Friday, February 27, 2009

You can get all A's and still flunk life. ~ Walker Percy

What a week. I'm not looking forward to doing it again any time soon. I worked three 10 hour days, filling in for Big D while he was on vacation. I hated it...every minute, every second after 5:00pm. I don't like working hours like that, even if it is only three days. My head hit the pillow at 10:00pm last night and I completely missed a 30 minute thunderstorm...heavy rain, thunder, lightening, the whole nine yards. I didn't hear a thing until I heard Tom snoring this morning at 5:30am.

What I also did not appreciate about Big D's whole vacation thing was that no one...not Big D...not Boss...even asked me if it was a bad time for me to fill in nor did they even ask if I could. It was just assumed. And, of course, I just did it. So, it was my bad, too. I admit it.

Okay, so I learned a lot. I learned more about reading the charts, setting up equipment (like for Interferential's that for a freakin' phrase??) and helping patients with their ice packs, hot packs and exercises. It would have been kind of cool if I didn't feel like a complete fish-out-of-water and I hadn't been so tired and ticked off at them and myself.

So, why did I choose that specific quote for the title?

In the blur of these last 3 long days, I encountered my first illiterate person on Wednesday morning; a new patient. I don't know why I was so stunned and saddened by it. Stunned that this grown woman, just 10 or 15 years younger than me, had never learned to read a word. Stunned that she was able to find a job (housekeeping in the dorms at a local college), make a life for herself, raise children and function in this world. Saddened that she'd never read a newspaper, magazine or book, not even the Bible, the staple text for Christians and she was clearly deeply Christian.

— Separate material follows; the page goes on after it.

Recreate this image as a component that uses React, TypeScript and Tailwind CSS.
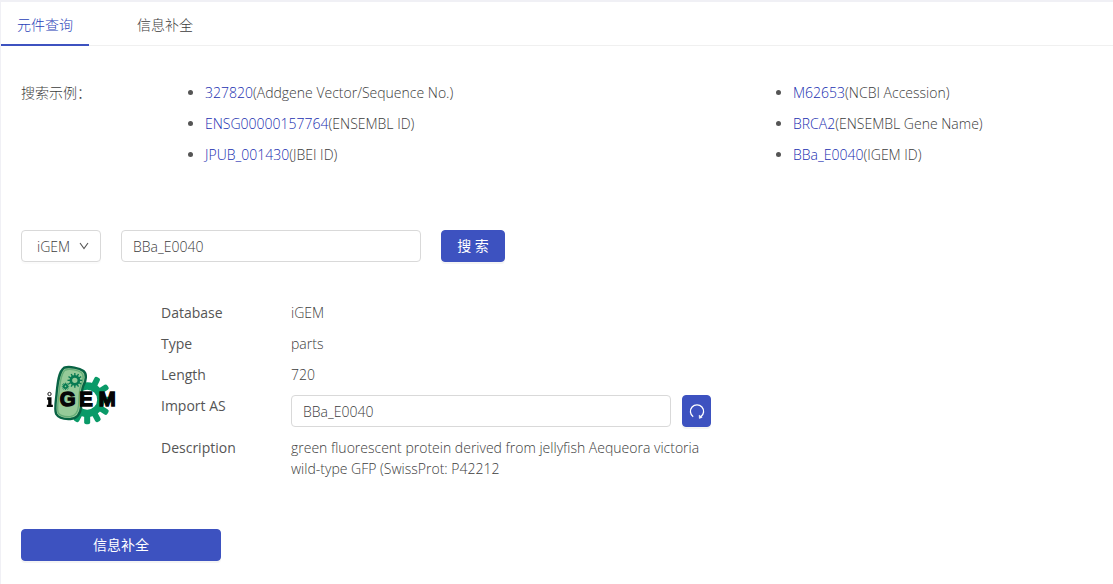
import { useState } from 'react';

const examples = [
  [
    { id: '327820', note: '(Addgene Vector/Sequence No.)' },
    { id: 'ENSG00000157764', note: '(ENSEMBL ID)' },
    { id: 'JPUB_001430', note: '(JBEI ID)' },
  ],
  [
    { id: 'M62653', note: '(NCBI Accession)' },
    { id: 'BRCA2', note: '(ENSEMBL Gene Name)' },
    { id: 'BBa_E0040', note: '(IGEM ID)' },
  ],
];

const teeth = [-64, -33, 0, 33, 62, 90, 118];
const smallTeeth = [0, 30, 60, 90, 120, 150, 180, 210, 240, 270, 300, 330];

function IgemLogo() {
  return (
    <svg viewBox="0 0 285 240" className="h-20 w-24 shrink-0" role="img" aria-label="iGEM">
      <g transform="translate(155 134)">
        {teeth.map((a) => (
          <rect key={a} x="44" y="-9" width="30" height="18" rx="6" fill="#0a9a68" transform={`rotate(${a})`} />
        ))}
        <circle r="41" fill="#fff" stroke="#0a9a68" strokeWidth="22" />
      </g>
      <path
        d="M86 38C102 33 132 39 144 48C155 57 152 76 144 91C136 108 139 132 137 154C135 177 124 190 105 192C88 193 69 189 62 177C56 163 61 140 63 118C66 90 68 50 86 38Z"
        fill="#96ca99"
        stroke="#086344"
        strokeWidth="7"
      />
      <path
        d="M90 45C104 41 128 45 138 53C147 62 142 79 136 92C129 108 131 133 129 153C127 174 118 183 104 185C89 186 74 183 68 173C64 160 68 140 70 118C73 92 75 54 90 45Z"
        fill="none"
        stroke="#65ad78"
        strokeWidth="4"
      />
      <g fill="none" stroke="#087a52">
        <g transform="translate(118 76)">
          <circle r="12" strokeWidth="8" />
          {smallTeeth.map((a) => (
            <path key={a} d="M14 0H22" strokeWidth="4" transform={`rotate(${a})`} />
          ))}
        </g>
        <g transform="translate(90 94)">
          <circle r="5" strokeWidth="5" />
          {smallTeeth.map((a) => (
            <path key={a} d="M6 0H11" strokeWidth="2.5" transform={`rotate(${a})`} />
          ))}
        </g>
      </g>
      <circle cx="42" cy="117" r="5" fill="#fff" stroke="#222" strokeWidth="3" />
      <path d="M35 127H48V149H52V156H34V149H38V134H35Z" fill="#050505" />
      <g
        fontFamily="'Liberation Sans', Arial, sans-serif"
        fontWeight="700"
        fontSize="61"
        fill="#050505"
        stroke="#050505"
        strokeWidth="4"
      >
        <text x="73" y="154">G</text>
        <text x="131" y="154">E</text>
        <text x="190" y="154">M</text>
      </g>
    </svg>
  );
}

const primary =
  'h-8 cursor-pointer rounded-sm border border-[#3d52c0] bg-[#3d52c0] font-normal text-white shadow-[0_2px_0_rgba(0,0,0,0.045)]';
const field = 'h-8 rounded-sm border border-[#d9d9d9] bg-white px-[11px] outline-none focus:border-[#3d52c0]';
const label = 'w-[130px] shrink-0 font-medium text-[#555]';

export default function App() {
  const [tab, setTab] = useState(0);
  const [query, setQuery] = useState('BBa_E0040');
  const [name, setName] = useState('BBa_E0040');

  return (
    <div className="min-h-screen border-t-2 border-l border-[#f0f0f5] bg-white font-['Open_Sans','Noto_Sans_CJK_SC',sans-serif] text-sm leading-[21px] font-light text-[#3c3c3c]">
      <nav role="tablist" className="flex h-11 gap-8 border-b border-[#f0f0f0]">
        {['元件查询', '信息补全'].map((t, i) => (
          <button
            key={t}
            type="button"
            role="tab"
            aria-selected={tab === i}
            onClick={() => setTab(i)}
            className={
              tab === i
                ? 'h-11 cursor-pointer border-b-2 border-[#3d52c0] px-4 pt-0.5 text-[#2a3fb8]'
                : 'h-11 cursor-pointer border-b-2 border-transparent px-4 pt-0.5'
            }
          >
            {t}
          </button>
        ))}
      </nav>

      <main className="px-5 pt-9 pb-5">
        <section className="grid grid-cols-[144px_588fr_340fr]">
          <p>搜索示例：</p>
          {examples.map((list, i) => (
            <ul key={i} className="list-disc space-y-[10px] pl-10 marker:text-[#555]">
              {list.map((e) => (
                <li key={e.id}>
                  <a href={`#${e.id}`} className="text-[#1a2fb0]">{e.id}</a>
                  {e.note}
                </li>
              ))}
            </ul>
          ))}
        </section>

        <form className="mt-[65px] flex gap-5" onSubmit={(e) => e.preventDefault()}>
          <div className="relative">
            <select
              aria-label="Database"
              className="h-8 w-20 appearance-none rounded-sm border border-[#d9d9d9] bg-white pl-[15px] shadow-[0_2px_0_rgba(0,0,0,0.016)] outline-none"
            >
              <option>iGEM</option>
              <option>NCBI</option>
              <option>ENSEMBL</option>
            </select>
            <svg viewBox="0 0 10 8" className="pointer-events-none absolute top-3 right-3 h-2 w-2.5" fill="none" stroke="#555" strokeWidth="1.1">
              <path d="M1 1L5 6.5L9 1" />
            </svg>
          </div>
          <input aria-label="Search" className={`${field} w-[300px]`} value={query} onChange={(e) => setQuery(e.target.value)} />
          <button type="submit" className={`${primary} w-16 pb-0.5`}>搜 索</button>
        </form>

        <section className="mt-10 flex gap-5">
          <div className="flex w-[120px] shrink-0 items-center justify-center pt-2 pl-1">
            <IgemLogo />
          </div>
          <dl className="space-y-[10px]">
            <div className="flex">
              <dt className={label}>Database</dt>
              <dd>iGEM</dd>
            </div>
            <div className="flex">
              <dt className={label}>Type</dt>
              <dd>parts</dd>
            </div>
            <div className="flex">
              <dt className={label}>Length</dt>
              <dd>720</dd>
            </div>
            <div className="flex">
              <dt className={label}>
                <label htmlFor="import-as">Import AS</label>
              </dt>
              <dd className="flex gap-[11px]">
                <input id="import-as" className={`${field} w-[380px]`} value={name} onChange={(e) => setName(e.target.value)} />
                <button type="button" aria-label="Reset name" onClick={() => setName('BBa_E0040')} className={`${primary} flex w-[29px] items-center justify-center`}>
                  <svg viewBox="0 0 16 16" className="size-4 shrink-0" fill="none" stroke="#fff" strokeWidth="1.3">
                    <path d="M4.2 13.8A6.6 6.6 0 1 1 11.8 13.8" />
                    <path d="M10.2 12.2L13.2 14.3L10.4 15.4Z" fill="#fff" strokeWidth="0.6" />
                  </svg>
                </button>
              </dd>
            </div>
            <div className="flex">
              <dt className={label}>Description</dt>
              <dd className="max-w-[420px]">
                green fluorescent protein derived from jellyfish Aequeora victoria wild-type GFP (SwissProt: P42212
              </dd>
            </div>
          </dl>
        </section>

        <button type="button" className={`${primary} mt-[50px] block w-[200px] pb-0.5`}>信息补全</button>
      </main>
    </div>
  );
}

When she came in, I reached out to hand her the new patient forms to fill out and she said, "Honey, you're gonna have to help me with these." I thought at first that she might be in pain and unable to hold the pen or the clipboard, but then I noticed her referral was for lower back pain and I felt a little confused. But, I took the clipboard and a pen into the waiting room, sat down next to her and asked her if she wanted me to read the questions to her. She nodded and I began reading off the general info, address, phone numbers, blah, blah, blah...and filling in the blanks. It really didn't occur to me that she really couldn't read until we were through with the first form and I asked her to sign it. She could barely write her own name. Unlike you and I signing our names with a flourish of comfortable, well-practiced capital and lower case cursive letters, hers was a laborious, slow task, each letter formed with a tentative, deliberate hand.

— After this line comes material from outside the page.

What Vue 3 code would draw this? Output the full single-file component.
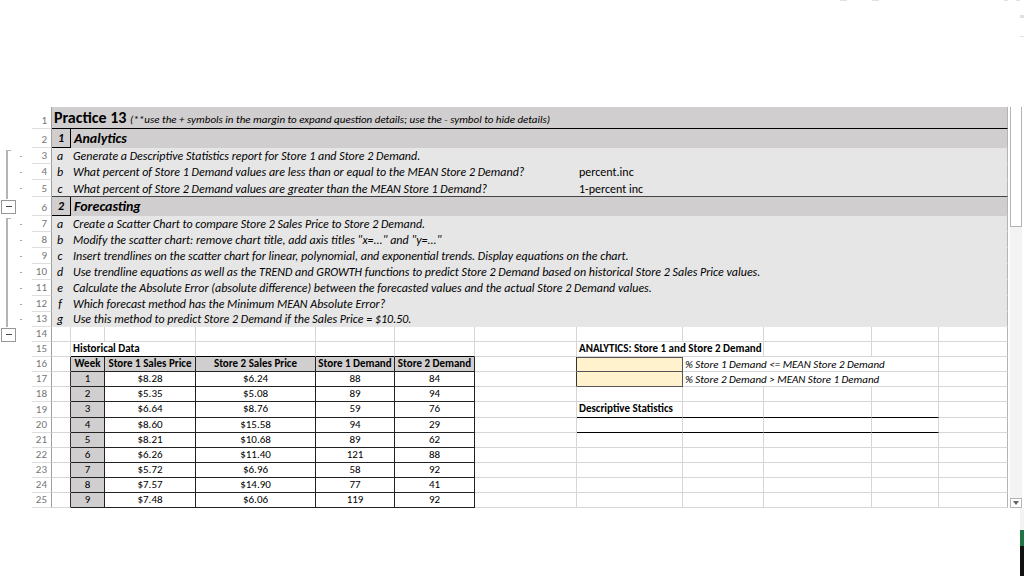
<template>
  <div class="page">
    <header class="top-strip">
      <div class="top-marks">
        <i class="wide"></i>
        <i class="wide second"></i>
        <i></i>
        <i></i>
      </div>
      <div class="side-marks">
        <i class="thick"></i>
        <i></i>
      </div>
    </header>

    <main class="workbook">
      <table class="sheet">
        <colgroup>
          <col v-for="(width, i) in columns" :key="i" :style="{ width: width + 'px' }">
          <col>
        </colgroup>
        <tbody>
          <tr v-for="row in rows" :key="row.n" :class="row.type">
            <td class="outline" :class="row.group">
              <button v-if="row.toggle" type="button" class="toggle" aria-label="Hide detail"></button>
              <span v-else-if="row.group" class="dot"></span>
            </td>
            <th class="num" scope="row">{{ row.n }}</th>
            <td
              v-for="(cell, i) in row.cells"
              :key="i"
              :colspan="cell.span || 1"
              :class="cell.cls"
            >{{ cell.text }}<span v-if="cell.note" class="note">{{ cell.note }}</span></td>
          </tr>
        </tbody>
      </table>

      <div class="scrollbar">
        <div class="thumb"></div>
        <button type="button" class="down" aria-label="Scroll down">
          <svg width="6" height="4" viewBox="0 0 6 4"><path d="M0 0h6L3 4z" fill="#666" /></svg>
        </button>
      </div>
    </main>

    <footer class="bottom-strip">
      <div class="edge">
        <span class="pale"></span>
        <span class="green"></span>
        <span class="dark"></span>
      </div>
    </footer>
  </div>
</template>

<script setup>
// outline gutter, row numbers, then A to K; the last column takes the rest
const columns = [32, 20, 19, 34, 91, 120, 79, 80, 102, 106, 81, 108, 67]

const blank = (count) => Array.from({ length: count }, () => ({}))

function question(n, letter, text, extra) {
  const cells = [{ text: letter, cls: 'letter' }]
  if (extra) {
    cells.push({ text, span: 6, cls: 'question' }, { text: extra, span: 5, cls: 'hint' })
  } else {
    cells.push({ text, span: 11, cls: 'question' })
  }
  const first = letter === 'a' ? ' first' : ''
  return { n, type: 'detail', group: 'line' + first, cells }
}

function section(n, number, title, toggle) {
  return {
    n,
    type: 'section',
    toggle,
    cells: [{ text: number, cls: 'boxed' }, { text: title, span: 11, cls: 'section-title' }]
  }
}

const history = [
  [1, '$8.28', '$6.24', 88, 84],
  [2, '$5.35', '$5.08', 89, 94],
  [3, '$6.64', '$8.76', 59, 76],
  [4, '$8.60', '$15.58', 94, 29],
  [5, '$8.21', '$10.68', 89, 62],
  [6, '$6.26', '$11.40', 121, 88],
  [7, '$5.72', '$6.96', 58, 92],
  [8, '$7.57', '$14.90', 77, 41],
  [9, '$7.48', '$6.06', 119, 92]
]

// right-hand side of the rows that hold more than plain cells
const side = {
  17: [
    { cls: 'before-input' },
    { cls: 'input-cell' },
    { text: '% Store 2 Demand > MEAN Store 1 Demand', span: 3, cls: 'caption' },
    {}
  ],
  19: [
    {},
    { text: 'Descriptive Statistics', cls: 'strong ruled' },
    { cls: 'ruled' },
    { cls: 'ruled' },
    { cls: 'ruled' },
    {}
  ],
  20: [{}, { cls: 'ruled' }, { cls: 'ruled' }, { cls: 'ruled' }, { cls: 'ruled' }, {}]
}

const rows = [
  {
    n: 1,
    type: 'title',
    cells: [{
      text: 'Practice 13 ',
      note: '(**use the + symbols in the margin to expand question details; use the - symbol to hide details)',
      span: 12,
      cls: 'heading'
    }]
  },
  section(2, 1, 'Analytics', false),
  question(3, 'a', 'Generate a Descriptive Statistics report for Store 1 and Store 2 Demand.'),
  question(4, 'b', 'What percent of Store 1 Demand values are less than or equal to the MEAN Store 2 Demand?', 'percent.inc'),
  { ...question(5, 'c', 'What percent of Store 2 Demand values are greater than the MEAN Store 1 Demand?', '1-percent inc'), type: 'detail closing' },
  section(6, 2, 'Forecasting', true),
  question(7, 'a', 'Create a Scatter Chart to compare Store 2 Sales Price to Store 2 Demand.'),
  question(8, 'b', 'Modify the scatter chart: remove chart title, add axis titles "x=..." and "y=..."'),
  question(9, 'c', 'Insert trendlines on the scatter chart for linear, polynomial, and exponential trends. Display equations on the chart.'),
  question(10, 'd', 'Use trendline equations as well as the TREND and GROWTH functions to predict Store 2 Demand based on historical Store 2 Sales Price values.'),
  question(11, 'e', 'Calculate the Absolute Error (absolute difference) between the forecasted values and the actual Store 2 Demand values.'),
  question(12, 'f', 'Which forecast method has the Minimum MEAN Absolute Error?'),
  { ...question(13, 'g', 'Use this method to predict Store 2 Demand if the Sales Price = $10.50.'), type: 'detail last' },
  { n: 14, type: 'plain', toggle: true, cells: blank(12) },
  {
    n: 15,
    type: 'plain',
    cells: [
      {},
      { text: 'Historical Data', span: 2, cls: 'strong ruled' },
      { cls: 'ruled' },
      { cls: 'ruled' },
      { cls: 'ruled' },
      {},
      { text: 'ANALYTICS: Store 1 and Store 2 Demand', span: 2, cls: 'strong' },
      ...blank(3)
    ]
  },
  {
    n: 16,
    type: 'plain',
    cells: [
      { cls: 'before-table' },
      { text: 'Week', cls: 'head' },
      { text: 'Store 1 Sales Price', cls: 'head' },
      { text: 'Store 2 Sales Price', cls: 'head' },
      { text: 'Store 1 Demand', cls: 'head' },
      { text: 'Store 2 Demand', cls: 'head' },
      { cls: 'before-input' },
      { cls: 'input-cell first-input' },
      { text: '% Store 1 Demand <= MEAN Store 2 Demand', span: 3, cls: 'caption' },
      {}
    ]
  },
  ...history.map((values, i) => {
    const n = 17 + i
    return {
      n,
      type: n === 19 ? 'plain tall' : 'plain',
      cells: [
        { cls: 'before-table' },
        ...values.map((text, col) => ({ text, cls: col === 0 ? 'data week' : 'data' })),
        ...(side[n] || blank(6))
      ]
    }
  })
]
</script>

<style>
body {
  margin: 0;
  background: #fff;
}
</style>

<style scoped>
.page {
  display: flex;
  flex-direction: column;
  min-height: 100vh;
  font-family: Calibri, Carlito, Lato, sans-serif;
  font-size: 11px;
  color: #000;
  background: #fff;
}

/* remains of the window frame */
.top-strip {
  height: 107px;
  display: flex;
  justify-content: flex-end;
}
.top-marks {
  display: flex;
  gap: 8px;
}
.top-marks i {
  width: 4px;
  height: 1px;
  background: #e2e2e2;
}
.top-marks .wide {
  width: 7px;
  margin-right: 17px;
}
.top-marks .second {
  margin-right: 117px;
}
.side-marks {
  width: 4px;
  padding-top: 15px;
  display: flex;
  flex-direction: column;
  gap: 18px;
}
.side-marks i {
  height: 1px;
  background: #e0e0e0;
}
.side-marks .thick {
  height: 3px;
}

.workbook {
  display: flex;
  gap: 2px;
  padding-right: 2px;
}

.sheet {
  flex: 1;
  width: 100%;
  min-width: 0;
  table-layout: fixed;
  border-collapse: separate;
  border-spacing: 0;
}
td,
th {
  box-sizing: border-box;
  padding: 0 2px;
  line-height: 14px;
  white-space: nowrap;
  border-right: 1px solid #d6d6d6;
  border-bottom: 1px solid #d6d6d6;
  vertical-align: bottom;
}
tr > :last-child {
  border-right-color: #b4b4b4;
}

.plain { height: 15px; }
.tall { height: 16px; }
.tall td { vertical-align: top; }
.detail { height: 16px; }
.closing { height: 17px; }
.last { height: 15px; }
.title { height: 22px; }
.section { height: 19px; }

/* outline gutter */
.outline {
  position: relative;
  padding: 0;
  border: 0;
  vertical-align: middle;
}
.line::before {
  content: '';
  position: absolute;
  left: 6px;
  top: 0;
  bottom: 0;
  border-left: 2px solid #b4b4b4;
}
.first::before {
  top: 2px;
  width: 3px;
  border-top: 1px solid #b4b4b4;
}
.closing .line::before {
  bottom: -2px;
}
.dot {
  display: block;
  width: 2px;
  height: 1px;
  margin-left: 20px;
  background: #a6a6a6;
}
.toggle {
  display: flex;
  align-items: center;
  justify-content: center;
  width: 15px;
  height: 14px;
  margin: 0 0 0 1px;
  padding: 0;
  border: 1px solid #969696;
  background: #fff;
}
.toggle::before {
  content: '';
  width: 6px;
  height: 1px;
  background: #444;
}

.num {
  padding: 0 4px 0 0;
  font-weight: 400;
  text-align: right;
  color: #767676;
  border-right-color: #a0a0a0;
  border-bottom-color: #dedede;
}

/* assignment block */
.heading {
  background: #d0cece;
  border-bottom-color: #000;
  font-size: 16px;
  font-weight: 700;
  line-height: 20px;
}
.note {
  font-size: 11px;
  font-weight: 400;
  font-style: italic;
  line-height: 14px;
}
.boxed,
.section-title {
  background: #d0cece;
  font-weight: 700;
  font-style: italic;
  line-height: 17px;
}
.section-title {
  padding-left: 3px;
  border-bottom-color: #d0cece;
  font-size: 14px;
}
.boxed {
  border-right-color: #000;
  border-bottom-color: #000;
  font-size: 12px;
  text-align: center;
}
.letter,
.question,
.hint {
  background: #e6e6e6;
  border-color: #e6e6e6;
  font-size: 12px;
  font-style: italic;
}
.letter {
  padding: 0 3px 0 0;
  border-right: 0;
  text-align: center;
}
.question:not(:last-child) {
  border-right: 0;
}
.hint {
  font-style: normal;
}
.closing .letter,
.closing .question,
.closing .hint {
  border-bottom-color: #444;
}

/* data */
.strong {
  font-weight: 700;
}
.ruled {
  border-bottom-color: #000;
}
.before-table,
.before-input {
  border-right-color: #333;
}
.head {
  padding: 0;
  background: #d0cece;
  border-color: #222;
  font-weight: 700;
  text-align: center;
}
.data {
  border-color: #222;
  text-align: center;
}
.week {
  background: #d0cece;
}
.input-cell {
  background: #fff2cc;
  border-color: #555;
}
.first-input {
  border-top: 1px solid #555;
}
/* the first input's top rule takes the place of the grid line above it */
.first-input,
.caption {
  line-height: 13px;
}
.caption {
  font-style: italic;
}

.scrollbar {
  display: flex;
  flex-direction: column;
  flex-shrink: 0;
  justify-content: space-between;
  width: 12px;
  background: #f3f3f3;
}
.thumb {
  height: 30%;
  box-sizing: border-box;
  border: 1px solid #b4b4b4;
  border-top: 0;
  background: #fff;
}
.down {
  display: flex;
  align-items: center;
  justify-content: center;
  height: 10px;
  padding: 0;
  border: 1px solid #b4b4b4;
  background: #fff;
}

.bottom-strip {
  flex: 1;
  display: flex;
  justify-content: flex-end;
}
.edge {
  display: flex;
  flex-direction: column;
  width: 4px;
}
.pale {
  height: 22px;
  background: #f3f3f3;
}
.green {
  height: 16px;
  background: #217346;
}
.dark {
  flex: 1;
  background: #111;
}
</style>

The next form was her medical history. I told her I had to ask some very personal questions and asked if she wanted me to continue. She said simply, "Yes, Ma'am, that's okay." She answered every question directly and completely, divulging illnesses, surgeries, injuries and medications for "stress." If she didn't understand what something meant, she would ask me to clarify. After each explanation, she would think a second, then answer, then we would move on to the next question. If she was embarrassed by any of it, she hid it well, but I don't think she was embarrassed at all. She handled herself with a dignity and grace that I just would not have expected. She had accepted her illiteracy long ago and my own prejudices and stereotypes were blown away by her.

I was walking to the back of clinic when she came out of her therapy room to leave. She walked over to me, gave me a big hug and said, "Thank you for helpin' me, honey. Maybe I'll see you in the store or somethin'."

"Hey, if you give hugs like that every time, I sure hope so," I said. "Take care."

"Thanks, honey. You, too," and she was out the front door.

I felt so blessed to be working there that day. Not all week, mind you. Just that day.